Some argue that the American people should not be governed by a presidential candidate for whom the majority didn’t vote, and that our election process should be changed. The interesting irony of this argument is that, in this past election, neither of the major party candidates received a majority of the popular vote: Trump got 46 percent of the votes; Clinton got 48 percent. The other 6 percent of the votes were divided among third-party candidates. Trump was elected without winning a plurality of the popular vote, because he won the electoral college.

Being elected while losing the popular vote has happened five times in our history. It last occurred during President George W. Bush’s election in 2000. Getting elected with a plurality, but not the majority, of the popular vote has happened in about 50 percent of the presidential elections since President Truman in 1948. Truman had 49.5 percent of the popular vote. President Kennedy was elected with 49.7 percent, President Clinton was elected the first time with 43 percent, and the second time with 49 percent. President Lincoln was actually elected the first time with 39 percent of the popular vote.

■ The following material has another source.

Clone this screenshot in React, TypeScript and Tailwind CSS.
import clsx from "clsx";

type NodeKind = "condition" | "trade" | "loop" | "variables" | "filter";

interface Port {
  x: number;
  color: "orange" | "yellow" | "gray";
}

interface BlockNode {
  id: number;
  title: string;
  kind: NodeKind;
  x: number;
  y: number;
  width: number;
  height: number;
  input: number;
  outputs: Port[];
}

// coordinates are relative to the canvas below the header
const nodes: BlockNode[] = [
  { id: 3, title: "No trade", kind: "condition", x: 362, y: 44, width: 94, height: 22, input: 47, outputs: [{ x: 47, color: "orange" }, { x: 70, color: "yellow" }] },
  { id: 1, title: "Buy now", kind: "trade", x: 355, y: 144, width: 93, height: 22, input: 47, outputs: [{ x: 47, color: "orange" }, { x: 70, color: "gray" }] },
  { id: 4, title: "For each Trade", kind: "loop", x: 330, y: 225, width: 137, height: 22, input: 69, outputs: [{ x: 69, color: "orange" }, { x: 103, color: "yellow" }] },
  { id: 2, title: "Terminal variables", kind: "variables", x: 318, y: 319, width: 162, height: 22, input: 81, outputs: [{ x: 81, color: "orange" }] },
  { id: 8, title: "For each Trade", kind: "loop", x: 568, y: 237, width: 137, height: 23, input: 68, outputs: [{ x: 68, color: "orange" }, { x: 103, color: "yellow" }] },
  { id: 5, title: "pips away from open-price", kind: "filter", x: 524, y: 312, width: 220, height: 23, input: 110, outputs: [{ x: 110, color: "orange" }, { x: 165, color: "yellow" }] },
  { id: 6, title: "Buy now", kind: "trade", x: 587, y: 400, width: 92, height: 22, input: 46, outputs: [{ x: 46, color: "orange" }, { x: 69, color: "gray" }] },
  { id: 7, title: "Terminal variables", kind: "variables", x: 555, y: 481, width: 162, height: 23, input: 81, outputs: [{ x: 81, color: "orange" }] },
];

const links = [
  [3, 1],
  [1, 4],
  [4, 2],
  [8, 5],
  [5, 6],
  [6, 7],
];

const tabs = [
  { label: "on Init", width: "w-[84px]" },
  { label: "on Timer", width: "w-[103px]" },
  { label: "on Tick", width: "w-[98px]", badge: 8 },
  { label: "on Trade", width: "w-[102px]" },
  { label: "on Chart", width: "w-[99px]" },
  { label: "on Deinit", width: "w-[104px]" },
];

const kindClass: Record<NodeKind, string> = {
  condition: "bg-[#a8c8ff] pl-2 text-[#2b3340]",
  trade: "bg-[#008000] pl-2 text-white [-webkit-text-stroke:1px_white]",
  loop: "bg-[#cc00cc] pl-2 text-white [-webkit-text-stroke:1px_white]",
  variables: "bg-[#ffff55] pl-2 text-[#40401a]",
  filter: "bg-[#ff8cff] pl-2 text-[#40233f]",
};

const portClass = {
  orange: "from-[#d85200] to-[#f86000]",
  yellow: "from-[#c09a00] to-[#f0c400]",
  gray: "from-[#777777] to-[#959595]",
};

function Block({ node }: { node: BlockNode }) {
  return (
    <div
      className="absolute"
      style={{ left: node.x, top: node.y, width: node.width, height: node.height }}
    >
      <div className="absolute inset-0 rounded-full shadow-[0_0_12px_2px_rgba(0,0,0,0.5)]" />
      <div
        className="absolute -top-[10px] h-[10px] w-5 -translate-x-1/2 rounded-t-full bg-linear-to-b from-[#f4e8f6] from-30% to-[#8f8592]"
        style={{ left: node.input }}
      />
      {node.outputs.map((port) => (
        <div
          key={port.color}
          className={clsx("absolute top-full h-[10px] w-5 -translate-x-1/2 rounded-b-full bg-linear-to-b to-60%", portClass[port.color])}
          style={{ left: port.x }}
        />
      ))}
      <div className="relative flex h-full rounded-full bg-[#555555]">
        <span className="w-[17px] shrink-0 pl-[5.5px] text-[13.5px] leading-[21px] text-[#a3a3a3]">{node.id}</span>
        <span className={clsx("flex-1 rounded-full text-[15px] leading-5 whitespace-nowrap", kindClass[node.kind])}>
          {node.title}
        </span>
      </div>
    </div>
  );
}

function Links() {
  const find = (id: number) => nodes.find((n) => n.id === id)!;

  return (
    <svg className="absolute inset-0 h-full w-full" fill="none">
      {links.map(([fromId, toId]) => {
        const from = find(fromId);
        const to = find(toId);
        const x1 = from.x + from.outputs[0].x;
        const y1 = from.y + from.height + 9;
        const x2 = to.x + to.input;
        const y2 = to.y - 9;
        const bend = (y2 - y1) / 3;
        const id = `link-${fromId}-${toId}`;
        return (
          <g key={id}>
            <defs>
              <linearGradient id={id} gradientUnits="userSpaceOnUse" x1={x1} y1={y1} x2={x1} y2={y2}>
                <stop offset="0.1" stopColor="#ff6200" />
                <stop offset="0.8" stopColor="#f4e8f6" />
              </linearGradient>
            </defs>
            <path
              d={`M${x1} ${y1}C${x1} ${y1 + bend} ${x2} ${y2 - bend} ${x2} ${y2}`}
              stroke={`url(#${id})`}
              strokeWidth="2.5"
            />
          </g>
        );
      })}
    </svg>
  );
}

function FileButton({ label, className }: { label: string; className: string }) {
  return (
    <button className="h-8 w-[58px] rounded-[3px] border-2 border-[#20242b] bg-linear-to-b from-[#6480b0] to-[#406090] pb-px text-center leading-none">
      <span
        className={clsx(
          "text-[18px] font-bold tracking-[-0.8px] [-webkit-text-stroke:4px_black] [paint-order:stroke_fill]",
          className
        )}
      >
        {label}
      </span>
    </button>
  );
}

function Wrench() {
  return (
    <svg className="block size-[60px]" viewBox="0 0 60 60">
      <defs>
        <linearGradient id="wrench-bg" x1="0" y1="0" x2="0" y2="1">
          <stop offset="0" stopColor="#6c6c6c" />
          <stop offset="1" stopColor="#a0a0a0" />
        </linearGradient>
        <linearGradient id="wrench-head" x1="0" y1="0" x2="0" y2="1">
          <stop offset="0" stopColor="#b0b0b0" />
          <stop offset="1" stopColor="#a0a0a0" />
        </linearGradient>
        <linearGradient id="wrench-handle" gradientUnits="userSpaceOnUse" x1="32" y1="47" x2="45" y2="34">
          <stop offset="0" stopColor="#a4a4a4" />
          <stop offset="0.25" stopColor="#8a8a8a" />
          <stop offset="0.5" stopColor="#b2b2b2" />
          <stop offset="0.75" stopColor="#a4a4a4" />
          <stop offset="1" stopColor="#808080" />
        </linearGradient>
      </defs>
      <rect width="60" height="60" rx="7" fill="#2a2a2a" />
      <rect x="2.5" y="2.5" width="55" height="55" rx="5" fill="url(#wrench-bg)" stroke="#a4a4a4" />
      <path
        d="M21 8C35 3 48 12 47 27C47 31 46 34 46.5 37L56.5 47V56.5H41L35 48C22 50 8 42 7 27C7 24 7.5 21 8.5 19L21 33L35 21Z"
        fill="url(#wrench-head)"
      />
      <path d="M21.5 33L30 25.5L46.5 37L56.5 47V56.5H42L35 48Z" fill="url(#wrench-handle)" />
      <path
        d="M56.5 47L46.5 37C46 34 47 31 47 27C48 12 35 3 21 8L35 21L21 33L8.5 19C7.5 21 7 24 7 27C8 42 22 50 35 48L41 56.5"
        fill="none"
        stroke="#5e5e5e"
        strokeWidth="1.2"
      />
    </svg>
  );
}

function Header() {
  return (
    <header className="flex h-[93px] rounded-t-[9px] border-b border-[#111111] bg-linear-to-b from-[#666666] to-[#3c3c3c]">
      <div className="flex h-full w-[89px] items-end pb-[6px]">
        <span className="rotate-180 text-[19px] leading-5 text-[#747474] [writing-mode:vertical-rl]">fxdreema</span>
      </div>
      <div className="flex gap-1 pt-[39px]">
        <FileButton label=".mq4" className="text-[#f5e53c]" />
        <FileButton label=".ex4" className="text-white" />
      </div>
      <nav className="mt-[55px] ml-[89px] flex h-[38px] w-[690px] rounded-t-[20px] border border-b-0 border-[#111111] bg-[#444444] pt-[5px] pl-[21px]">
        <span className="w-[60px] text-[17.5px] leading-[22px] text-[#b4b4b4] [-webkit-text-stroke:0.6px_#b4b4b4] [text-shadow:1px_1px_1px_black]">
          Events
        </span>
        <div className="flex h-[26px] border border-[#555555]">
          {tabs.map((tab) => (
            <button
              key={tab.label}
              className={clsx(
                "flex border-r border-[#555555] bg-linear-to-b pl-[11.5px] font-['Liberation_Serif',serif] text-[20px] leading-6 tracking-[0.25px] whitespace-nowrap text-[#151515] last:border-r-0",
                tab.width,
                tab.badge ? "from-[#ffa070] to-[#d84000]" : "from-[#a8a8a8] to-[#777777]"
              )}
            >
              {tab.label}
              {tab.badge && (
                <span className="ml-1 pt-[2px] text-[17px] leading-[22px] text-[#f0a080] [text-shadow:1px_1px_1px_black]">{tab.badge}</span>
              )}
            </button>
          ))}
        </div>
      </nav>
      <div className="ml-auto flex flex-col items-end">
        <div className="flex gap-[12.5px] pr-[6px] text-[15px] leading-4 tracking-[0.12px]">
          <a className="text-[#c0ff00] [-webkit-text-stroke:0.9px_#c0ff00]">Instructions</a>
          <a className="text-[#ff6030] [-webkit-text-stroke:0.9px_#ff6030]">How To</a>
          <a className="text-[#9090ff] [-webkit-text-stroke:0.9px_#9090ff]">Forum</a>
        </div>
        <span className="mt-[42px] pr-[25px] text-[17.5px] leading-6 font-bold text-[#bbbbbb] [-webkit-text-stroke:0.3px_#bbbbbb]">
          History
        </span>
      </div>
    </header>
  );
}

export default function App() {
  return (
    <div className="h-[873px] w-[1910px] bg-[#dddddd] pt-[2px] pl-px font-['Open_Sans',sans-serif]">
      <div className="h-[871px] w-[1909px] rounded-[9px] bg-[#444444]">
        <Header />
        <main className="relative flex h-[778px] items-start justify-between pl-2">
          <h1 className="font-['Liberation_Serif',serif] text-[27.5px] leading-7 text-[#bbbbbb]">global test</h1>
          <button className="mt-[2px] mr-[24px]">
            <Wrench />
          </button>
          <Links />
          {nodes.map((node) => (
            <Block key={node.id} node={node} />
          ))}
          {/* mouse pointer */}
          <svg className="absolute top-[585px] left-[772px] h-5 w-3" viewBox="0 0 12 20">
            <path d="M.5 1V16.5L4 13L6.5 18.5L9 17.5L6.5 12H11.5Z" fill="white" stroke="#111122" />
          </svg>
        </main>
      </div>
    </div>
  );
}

Neither of the proposals before the GAE ensure that the president will be elected by a majority of the total votes cast. However, many democracies throughout the world do require a majority to win and require runoff elections when a candidate doesn’t get more than 50 percent of the votes. Last year the U.S. senator from Louisiana was not elected until Dec. 10, because he didn’t get a majority of the popular vote in the November election and had a runoff. Interestingly, if there had been a runoff in last year’s presidential election, it is believed that most of the Green Party votes would have gone to Clinton, and the Libertarian votes to Trump. The Libertarians got almost 4 percent of the votes, and the Green Party almost 1 percent. With that breakdown, a popular vote might have been even closer than the actual election results.

It is highly unlikely that we will ever see a direct election of our president, but we ought to at least think of the consequences of different proposals before we alter the process.